Consider, for example, events a and b having entered, in that order, a state machine that is executing in event-driven mode. Since a entered the state machine first, it is processed first in an RTC. Event b is put on a queue for external events, where it has to wait until a is done. Processing of a, however, leads to another event c being raised via the raise statement. Since a is still being processed, c is, similar to b, also queued.

However, c is put on a different event queue, a queue that is reserved for internal events only. Events in the internal event queue are always processed first. The external event queue will be considered only if the internal event queue is empty. As a consequence for our example, the order of events being processed by successive run-to-completion steps is a, c, b.

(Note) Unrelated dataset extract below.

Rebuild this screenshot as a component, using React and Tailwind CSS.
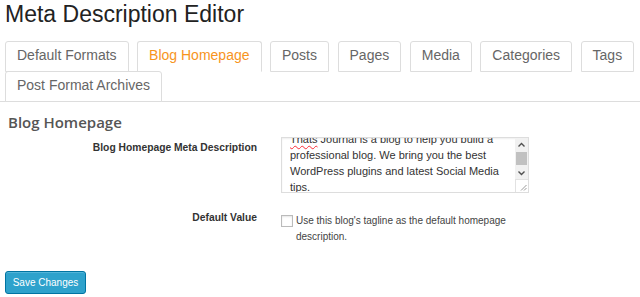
const tabs = [
  "Default Formats",
  "Blog Homepage",
  "Posts",
  "Pages",
  "Media",
  "Categories",
  "Tags",
  "Post Format Archives",
];

const active = "Blog Homepage";

function FakeTextarea() {
  return (
    <div className="relative flex h-[56px] w-[248px] overflow-hidden border border-[#ddd] bg-white shadow-[inset_0_1px_2px_rgba(0,0,0,0.07)]">
      <div className="flex-1 overflow-hidden pl-[8px]">
        <div className="-mt-[7px] text-[11px] leading-[16px] text-[#333] whitespace-nowrap">
          <div>
            <span className="underline decoration-wavy decoration-red-500 decoration-1 underline-offset-2">
              Thats
            </span>{" "}
            Journal is a blog to help you build a
          </div>
          <div>professional blog. We bring you the best</div>
          <div>WordPress plugins and latest Social Media</div>
          <div>tips.</div>
        </div>
      </div>

      {/* scrollbar */}
      <div className="flex w-[13px] flex-col bg-[#f1f1f1]">
        <div className="flex h-[12px] items-center justify-center">
          <svg width="7" height="5" viewBox="0 0 7 5">
            <path d="M0.5 4.5 L3.5 1.5 L6.5 4.5" fill="none" stroke="#505050" strokeWidth="1.4" />
          </svg>
        </div>
        <div className="mx-[1px] mt-[2px] h-[13px] bg-[#c1c1c1]" />
        <div className="flex-1" />
        <div className="flex h-[12px] items-center justify-center">
          <svg width="7" height="5" viewBox="0 0 7 5">
            <path d="M0.5 0.5 L3.5 3.5 L6.5 0.5" fill="none" stroke="#505050" strokeWidth="1.4" />
          </svg>
        </div>
        <div className="relative h-[13px] border-l border-t border-[#e2e2e2] bg-white">
          <svg className="absolute bottom-[1px] right-[1px]" width="7" height="7" viewBox="0 0 7 7">
            <path d="M6.5 1 L1 6.5 M6.5 4 L4 6.5" stroke="#9a9a9a" strokeWidth="1" />
          </svg>
        </div>
      </div>
    </div>
  );
}

export default function App() {
  return (
    <div className="h-[297px] w-[640px] overflow-hidden bg-white font-['Liberation_Sans',Arial,sans-serif]">
      <h1 className="px-[5px] text-[23px] leading-[29px] text-[#222]">
        Meta Description Editor
      </h1>

      <div className="mt-[12px] flex flex-wrap gap-x-[8.5px] border-b border-[#ddd] pl-[5px]">
        {tabs.map((t) => (
          <div
            key={t}
            className={`-mb-px rounded-t-[3px] border bg-white px-[11px] pt-[4px] pb-[6px] text-[14px] leading-[19px] ${
              t === active
                ? "border-[#ddd] border-b-transparent text-[#f7941d]"
                : "border-[#ddd] text-[#666]"
            }`}
          >
            {t}
          </div>
        ))}
      </div>

      <div className="pl-[8px]">
        <h3 className="mt-[10px] font-['Open_Sans',sans-serif] text-[15px] font-semibold leading-[20px] text-[#555]">
          Blog Homepage
        </h3>

        {/* Meta description row */}
        <div className="mt-[5px] flex items-start">
          <div className="w-[249px] pt-[4px] text-right text-[10.3px] font-bold leading-[14px] text-[#333]">
            Blog Homepage Meta Description
          </div>
          <div className="ml-[24px]">
            <FakeTextarea />
          </div>
        </div>

        {/* Default value row */}
        <div className="mt-[18px] flex items-start">
          <div className="w-[249px] text-right text-[10.3px] font-bold leading-[14px] text-[#333]">
            Default Value
          </div>
          <div className="ml-[24px] flex items-start">
            <div className="mt-[4px] h-[12px] w-[12px] border border-[#bbb] bg-white shadow-[inset_0_1px_2px_rgba(0,0,0,0.1)]" />
            <p className="ml-[3px] mt-[2px] w-[233px] text-[10px] leading-[16px] text-[#444]">
              Use this blog's tagline as the default homepage description.
            </p>
          </div>
        </div>
      </div>

      <div className="mt-[24px] pl-[5px]">
        <button className="h-[23px] w-[81px] rounded-[3px] border border-[#0074a2] bg-[#2ea2cc] text-[10px] text-white shadow-[inset_0_1px_0_rgba(120,200,230,0.5)]">
          Save Changes
        </button>
      </div>
    </div>
  );
}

Please note: There is only a single internal event queue, and all internally-raised events are appended to it. Let’s consider the example above again and let’s assume that processing of a not only raised the internal event c, but also an additional event d. Since both c and d are going to the internal event queue, the overall processing sequence is a, c, d, b. Now let’s also assume that in the course of processing c yet another event e is raised. Like all internally-raised events, it will be appended to the end of the internal event queue, i.e., behind d, not behind c, resulting in an overall execution sequence of a, c, d, e, b. In other words, the state machine is taking a breadth-first approach on internally raised events, in lieu of depth-first.

Please also note: In event-driven execution mode, there’s a looming risk of endless event processing you should be aware of. In the example above, imagine processing of event c would always raise another instance of c. In that case, the internal event queue would never get empty, the state machine would be busily processing one c after the other, without ever ending and without ever getting to b.